Интервалы, образуемые пропорциональными соотношениями огня, воздуха, воды и земли в космосе, теплого, холодного, влажного и сухого в человеке, будучи натуральными интервалами, имеющими определенное числовое выражение, входят в противоречие с темперированными интервалами темперированно настроенных инструментов, в результате чего разрывается связь между musica instrumentalis, с одной стороны, и musica mundana и musica humana, с другой стороны. Из этого можно сделать вывод, что musica mundana и musica humana представляют собой какие‑то фантастические химеры, не существующие в действительности, так как они не имеют соответствия с реально звучащей musica instrumentalis. Однако из этого же можно сделать и совершенно противоположный вывод, согласно которому именно musica instrumentalis представляет собой некую фиктивную иллюзорную реальность, не имеющую корня ни в космическом порядке, ни в устроении человека. И именно к такому выводу мы должны прийти, если встанем на точку зрения пифагорейцев и авторов «Люйши чуньцю». Ставшая темперированной, musica instrumentalis уже не может являться ни «гимнастикой души», ни «правильной» музыкой–ритуалом, ибо, оторвавшись от мирового гармонического порядка, она становится метафизически фальшивой, «неправильной» музыкой. Собственно говоря, в этой утрате синтетического переживания физической и метафизической природы музыкального звука, в этом забвении метафизического звучания и заключается суть оскопления музыки, которая, впрочем, благодаря этому оскоплению, обрела новые, доселе немыслимые возможности, сделавшись вместилищем психологического содержания.

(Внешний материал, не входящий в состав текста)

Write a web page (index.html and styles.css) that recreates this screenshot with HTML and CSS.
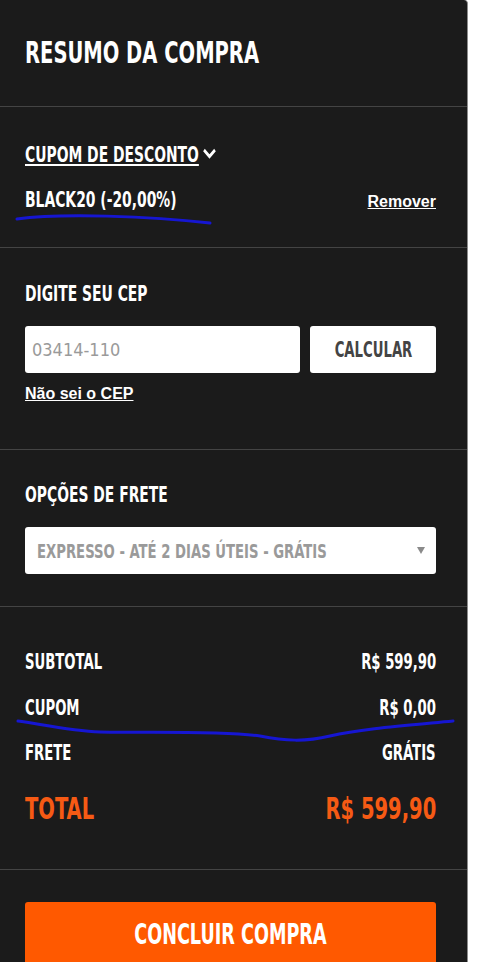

Прежде всего здесь нужно заметить, что музыка превратилась в дисциплину иного рода. Утратив метафизическую природу, музыка фактически больше не может соседствовать с арифметикой, геометрией и астрономией как с дисциплинами, относящимися к гармоническому порядку космоса, и в силу этого присоединяется к диалектике, риторике и грамматике как к дисциплинам, занимающимся вопросами изложения и выражения мысли. Это изменение не было полностью осознано, ибо к тому моменту, когда оно произошло, перестала существовать сама парадигма сознания, породившая деление дисциплин на квадривиум и тривиум. Однако если мы встанем на точку зрения традиционного деления дисциплин, то вынуждены будем признать, что музыка перестала мыслиться как событие, являющее архетипическую структуру, что характерно для дисциплин квадривиума, и превратилась в структуру, моделирующую событие, что характерно скорее для дисциплин, относящихся к тривиуму. Другими словами, руководящим принципом функционирования музыки стал не принцип бриколажа, но принцип композиции, а это значит, что сущее перестало восприниматься как космос и стало мыслиться как история.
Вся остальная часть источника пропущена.